Questions raised over wisdom of “Nightingale” hospitals

In the late 18th century Russian prince Grigori Potemkin is alleged in popular myth to have built impressive fake villages along the route to be travelled by Empress Catherine the Great, to give the illusion of prosperity.

In the early 21st century, NHS England has taken a leaf out of Potemkin’s book, by commandeering a vast exhibition and conference centre, and with logistical help from the army created the appearance of a huge “new hospital” more than four times the size of most normal general hospitals.

It has made some good headlines, and has actually been compared with the massive Chinese effort in Wuhan, which involved clearing land and building a vast prefabricated hospital from scratch in just ten days: but reconfiguring a large pre-existing building comprised mostly of open space is not really in the same league, and questions are now being asked about how wise it was to do this, and whether the building has proved to be an asset or a liability.

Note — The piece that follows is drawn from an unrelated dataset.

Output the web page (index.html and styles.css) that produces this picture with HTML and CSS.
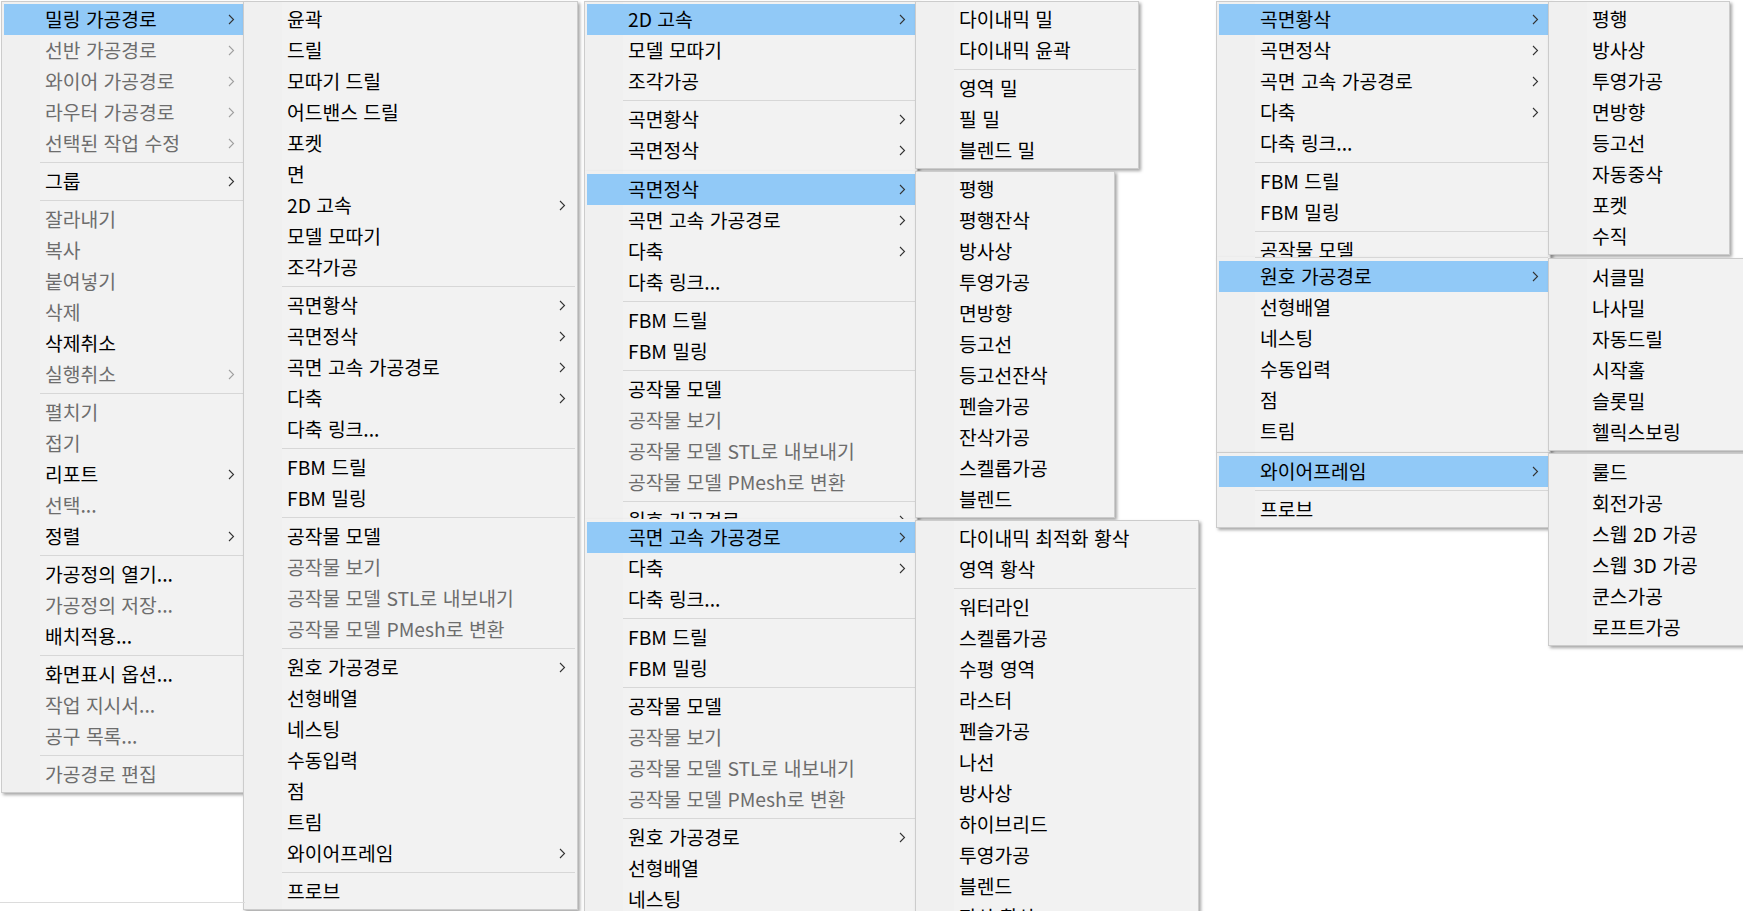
FILE: index.html
```html
<!DOCTYPE html>
<html lang="ko">
<head>
  <meta charset="UTF-8" />
  <title>가공경로 메뉴</title>
  <link rel="stylesheet" href="styles.css">
</head>
<body>

<div class="desk">

  <!-- main context menu -->
  <div class="menu m-main">
    <div class="item hot">밀링 가공경로<svg class="arr" viewBox="0 0 7 11"><path d="M1 1l4.5 4.5L1 10"/></svg></div>
    <div class="item off">선반 가공경로<svg class="arr" viewBox="0 0 7 11"><path d="M1 1l4.5 4.5L1 10"/></svg></div>
    <div class="item off">와이어 가공경로<svg class="arr" viewBox="0 0 7 11"><path d="M1 1l4.5 4.5L1 10"/></svg></div>
    <div class="item off">라우터 가공경로<svg class="arr" viewBox="0 0 7 11"><path d="M1 1l4.5 4.5L1 10"/></svg></div>
    <div class="item off">선택된 작업 수정<svg class="arr" viewBox="0 0 7 11"><path d="M1 1l4.5 4.5L1 10"/></svg></div>
    <div class="sep"></div>
    <div class="item">그룹<svg class="arr" viewBox="0 0 7 11"><path d="M1 1l4.5 4.5L1 10"/></svg></div>
    <div class="sep"></div>
    <div class="item off">잘라내기</div>
    <div class="item off">복사</div>
    <div class="item off">붙여넣기</div>
    <div class="item off">삭제</div>
    <div class="item">삭제취소</div>
    <div class="item off">실행취소<svg class="arr" viewBox="0 0 7 11"><path d="M1 1l4.5 4.5L1 10"/></svg></div>
    <div class="sep"></div>
    <div class="item off">펼치기</div>
    <div class="item off">접기</div>
    <div class="item">리포트<svg class="arr" viewBox="0 0 7 11"><path d="M1 1l4.5 4.5L1 10"/></svg></div>
    <div class="item off">선택...</div>
    <div class="item">정렬<svg class="arr" viewBox="0 0 7 11"><path d="M1 1l4.5 4.5L1 10"/></svg></div>
    <div class="sep"></div>
    <div class="item">가공정의 열기...</div>
    <div class="item off">가공정의 저장...</div>
    <div class="item">배치적용...</div>
    <div class="sep"></div>
    <div class="item">화면표시 옵션...</div>
    <div class="item off">작업 지시서...</div>
    <div class="item off">공구 목록...</div>
    <div class="sep"></div>
    <div class="item off">가공경로 편집</div>
  </div>

  <!-- 밀링 가공경로 -->
  <div class="menu m-mill">
    <div class="item">윤곽</div>
    <div class="item">드릴</div>
    <div class="item">모따기 드릴</div>
    <div class="item">어드밴스 드릴</div>
    <div class="item">포켓</div>
    <div class="item">면</div>
    <div class="item">2D 고속<svg class="arr" viewBox="0 0 7 11"><path d="M1 1l4.5 4.5L1 10"/></svg></div>
    <div class="item">모델 모따기</div>
    <div class="item">조각가공</div>
    <div class="sep"></div>
    <div class="item">곡면황삭<svg class="arr" viewBox="0 0 7 11"><path d="M1 1l4.5 4.5L1 10"/></svg></div>
    <div class="item">곡면정삭<svg class="arr" viewBox="0 0 7 11"><path d="M1 1l4.5 4.5L1 10"/></svg></div>
    <div class="item">곡면 고속 가공경로<svg class="arr" viewBox="0 0 7 11"><path d="M1 1l4.5 4.5L1 10"/></svg></div>
    <div class="item">다축<svg class="arr" viewBox="0 0 7 11"><path d="M1 1l4.5 4.5L1 10"/></svg></div>
    <div class="item">다축 링크...</div>
    <div class="sep"></div>
    <div class="item">FBM 드릴</div>
    <div class="item">FBM 밀링</div>
    <div class="sep"></div>
    <div class="item">공작물 모델</div>
    <div class="item off">공작물 보기</div>
    <div class="item off">공작물 모델 STL로 내보내기</div>
    <div class="item off">공작물 모델 PMesh로 변환</div>
    <div class="sep"></div>
    <div class="item">원호 가공경로<svg class="arr" viewBox="0 0 7 11"><path d="M1 1l4.5 4.5L1 10"/></svg></div>
    <div class="item">선형배열</div>
    <div class="item">네스팅</div>
    <div class="item">수동입력</div>
    <div class="item">점</div>
    <div class="item">트림</div>
    <div class="item">와이어프레임<svg class="arr" viewBox="0 0 7 11"><path d="M1 1l4.5 4.5L1 10"/></svg></div>
    <div class="sep"></div>
    <div class="item">프로브</div>
  </div>

  <!-- third column: three cropped shots of the same menu -->
  <div class="menu m-c1">
    <div class="item hot">2D 고속<svg class="arr" viewBox="0 0 7 11"><path d="M1 1l4.5 4.5L1 10"/></svg></div>
    <div class="item">모델 모따기</div>
    <div class="item">조각가공</div>
    <div class="sep"></div>
    <div class="item">곡면황삭<svg class="arr" viewBox="0 0 7 11"><path d="M1 1l4.5 4.5L1 10"/></svg></div>
    <div class="item">곡면정삭<svg class="arr" viewBox="0 0 7 11"><path d="M1 1l4.5 4.5L1 10"/></svg></div>
    <div class="item">곡면 고속 가공경로<svg class="arr" viewBox="0 0 7 11"><path d="M1 1l4.5 4.5L1 10"/></svg></div>
  </div>

  <div class="menu cont m-c2">
    <div class="item hot">곡면정삭<svg class="arr" viewBox="0 0 7 11"><path d="M1 1l4.5 4.5L1 10"/></svg></div>
    <div class="item">곡면 고속 가공경로<svg class="arr" viewBox="0 0 7 11"><path d="M1 1l4.5 4.5L1 10"/></svg></div>
    <div class="item">다축<svg class="arr" viewBox="0 0 7 11"><path d="M1 1l4.5 4.5L1 10"/></svg></div>
    <div class="item">다축 링크...</div>
    <div class="sep"></div>
    <div class="item">FBM 드릴</div>
    <div class="item">FBM 밀링</div>
    <div class="sep"></div>
    <div class="item">공작물 모델</div>
    <div class="item off">공작물 보기</div>
    <div class="item off">공작물 모델 STL로 내보내기</div>
    <div class="item off">공작물 모델 PMesh로 변환</div>
    <div class="sep"></div>
    <div class="item">원호 가공경로<svg class="arr" viewBox="0 0 7 11"><path d="M1 1l4.5 4.5L1 10"/></svg></div>
  </div>

  <div class="menu cont m-c3">
    <div class="item hot">곡면 고속 가공경로<svg class="arr" viewBox="0 0 7 11"><path d="M1 1l4.5 4.5L1 10"/></svg></div>
    <div class="item">다축<svg class="arr" viewBox="0 0 7 11"><path d="M1 1l4.5 4.5L1 10"/></svg></div>
    <div class="item">다축 링크...</div>
    <div class="sep"></div>
    <div class="item">FBM 드릴</div>
    <div class="item">FBM 밀링</div>
    <div class="sep"></div>
    <div class="item">공작물 모델</div>
    <div class="item off">공작물 보기</div>
    <div class="item off">공작물 모델 STL로 내보내기</div>
    <div class="item off">공작물 모델 PMesh로 변환</div>
    <div class="sep"></div>
    <div class="item">원호 가공경로<svg class="arr" viewBox="0 0 7 11"><path d="M1 1l4.5 4.5L1 10"/></svg></div>
    <div class="item">선형배열</div>
    <div class="item">네스팅</div>
    <div class="item">수동입력</div>
  </div>

  <!-- 2D 고속 -->
  <div class="menu m-d1">
    <div class="item">다이내믹 밀</div>
    <div class="item">다이내믹 윤곽</div>
    <div class="sep"></div>
    <div class="item">영역 밀</div>
    <div class="item">필 밀</div>
    <div class="item">블렌드 밀</div>
  </div>

  <!-- 곡면정삭 -->
  <div class="menu m-d2">
    <div class="item">평행</div>
    <div class="item">평행잔삭</div>
    <div class="item">방사상</div>
    <div class="item">투영가공</div>
    <div class="item">면방향</div>
    <div class="item">등고선</div>
    <div class="item">등고선잔삭</div>
    <div class="item">펜슬가공</div>
    <div class="item">잔삭가공</div>
    <div class="item">스켈롭가공</div>
    <div class="item">블렌드</div>
  </div>

  <!-- 곡면 고속 가공경로 -->
  <div class="menu m-d3">
    <div class="item">다이내믹 최적화 황삭</div>
    <div class="item">영역 황삭</div>
    <div class="sep"></div>
    <div class="item">워터라인</div>
    <div class="item">스켈롭가공</div>
    <div class="item">수평 영역</div>
    <div class="item">라스터</div>
    <div class="item">펜슬가공</div>
    <div class="item">나선</div>
    <div class="item">방사상</div>
    <div class="item">하이브리드</div>
    <div class="item">투영가공</div>
    <div class="item">블렌드</div>
    <div class="item">잔삭 황삭</div>
  </div>

  <!-- fifth column -->
  <div class="menu m-e1">
    <div class="item hot">곡면황삭<svg class="arr" viewBox="0 0 7 11"><path d="M1 1l4.5 4.5L1 10"/></svg></div>
    <div class="item">곡면정삭<svg class="arr" viewBox="0 0 7 11"><path d="M1 1l4.5 4.5L1 10"/></svg></div>
    <div class="item">곡면 고속 가공경로<svg class="arr" viewBox="0 0 7 11"><path d="M1 1l4.5 4.5L1 10"/></svg></div>
    <div class="item">다축<svg class="arr" viewBox="0 0 7 11"><path d="M1 1l4.5 4.5L1 10"/></svg></div>
    <div class="item">다축 링크...</div>
    <div class="sep"></div>
    <div class="item">FBM 드릴</div>
    <div class="item">FBM 밀링</div>
    <div class="sep"></div>
    <div class="item">공작물 모델</div>
  </div>

  <div class="menu cont m-e2">
    <div class="cut"></div>
    <div class="item hot">원호 가공경로<svg class="arr" viewBox="0 0 7 11"><path d="M1 1l4.5 4.5L1 10"/></svg></div>
    <div class="item">선형배열</div>
    <div class="item">네스팅</div>
    <div class="item">수동입력</div>
    <div class="item">점</div>
    <div class="item">트림</div>
  </div>

  <div class="menu m-e3">
    <div class="item hot">와이어프레임<svg class="arr" viewBox="0 0 7 11"><path d="M1 1l4.5 4.5L1 10"/></svg></div>
    <div class="sep"></div>
    <div class="item">프로브</div>
  </div>

  <!-- 곡면황삭 -->
  <div class="menu m-f1">
    <div class="item">평행</div>
    <div class="item">방사상</div>
    <div class="item">투영가공</div>
    <div class="item">면방향</div>
    <div class="item">등고선</div>
    <div class="item">자동중삭</div>
    <div class="item">포켓</div>
    <div class="item">수직</div>
  </div>

  <!-- 원호 가공경로 -->
  <div class="menu m-f2">
    <div class="item">서클밀</div>
    <div class="item">나사밀</div>
    <div class="item">자동드릴</div>
    <div class="item">시작홀</div>
    <div class="item">슬롯밀</div>
    <div class="item">헬릭스보링</div>
  </div>

  <!-- 와이어프레임 -->
  <div class="menu m-f3">
    <div class="item">룰드</div>
    <div class="item">회전가공</div>
    <div class="item">스웹 2D 가공</div>
    <div class="item">스웹 3D 가공</div>
    <div class="item">쿤스가공</div>
    <div class="item">로프트가공</div>
  </div>

  <div class="floor"></div>
</div>

</body>
</html>
```

FILE: styles.css
```css
html, body { margin: 0; padding: 0; background: #fff; }
body {
  font-family: "Noto Sans CJK KR", "Noto Sans", sans-serif;
  font-size: 19.3px; color: #000;
}
.desk {
  position: relative; width: 1743px; height: 911px;
  overflow: hidden; background: #fff;
}

/* one popup menu */
.menu {
  position: absolute; box-sizing: border-box;
  border: 1px solid #ccc; padding: 2px;
  background: linear-gradient(to right, #f0f0f0 38px, #f2f2f2 38px);
  box-shadow: 2px 2px 3px rgba(0,0,0,0.35);
  overflow: hidden;
}
.menu.cont { border-top: none; padding-top: 3px; }

.item {
  display: flex; align-items: center; justify-content: space-between;
  height: 31px; line-height: 31px;
  padding: 0 9px 0 41px;
  white-space: nowrap;
}
.item.off { color: #6d6d6d; }
.item.hot { background: #91c9f7; }

.sep { height: 7px; display: flex; align-items: center; margin-left: 36px; }
.sep::before { content: ""; flex: 1; height: 1px; background: #d7d7d7; }
.cut { height: 1px; margin: -3px 0 3px 36px; background: #d7d7d7; }

.arr { width: 7px; height: 11px; fill: none; stroke: #333; stroke-width: 1.1; flex: none; }
.off .arr { stroke: #a0a0a0; }

/* placement of each shot on the canvas */
.m-main { left: 1px; top: 1px; width: 246px; }
.m-mill { left: 243px; top: 1px; width: 335px; }

.m-c1 { left: 584px; top: 1px; width: 334px; height: 170px; border-bottom: none; }
.m-c2 { left: 584px; top: 171px; width: 334px; height: 348px; border-bottom: none; }
.m-c3 { left: 584px; top: 519px; width: 334px; height: 400px; }

.m-d1 { left: 915px; top: 1px; width: 224px; }
.m-d2 { left: 915px; top: 171px; width: 200px; }
.m-d3 { left: 915px; top: 520px; width: 284px; }

.m-e1 { left: 1216px; top: 1px; width: 335px; height: 257px; border-bottom: none; }
.m-e2 { left: 1216px; top: 257px; width: 335px; height: 195px; border-bottom: none; }
.m-e3 { left: 1216px; top: 452px; width: 335px; padding-top: 3px; }

.m-f1 { left: 1548px; top: 1px; width: 182px; }
.m-f2 { left: 1548px; top: 258px; width: 212px; padding-top: 3px; }
.m-f3 { left: 1548px; top: 453px; width: 212px; padding-top: 3px; }

.floor {
  position: absolute; left: 0; top: 902px;
  width: 245px; height: 1px; background: #dcdcdc;
}
```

Not least because just as the villages were hollow facades, the hospital turns out to be lacking two key ingredients for success – staff, and patients.

Indeed while it appears that the hospital has been speedily equipped with 500 brand new beds and even hard-to-find ventilator machines, it has a desperate shortage of staff with the intensive care expertise to use the ventilators, and patients to use them on. Just one 42-bed ward is actually being used.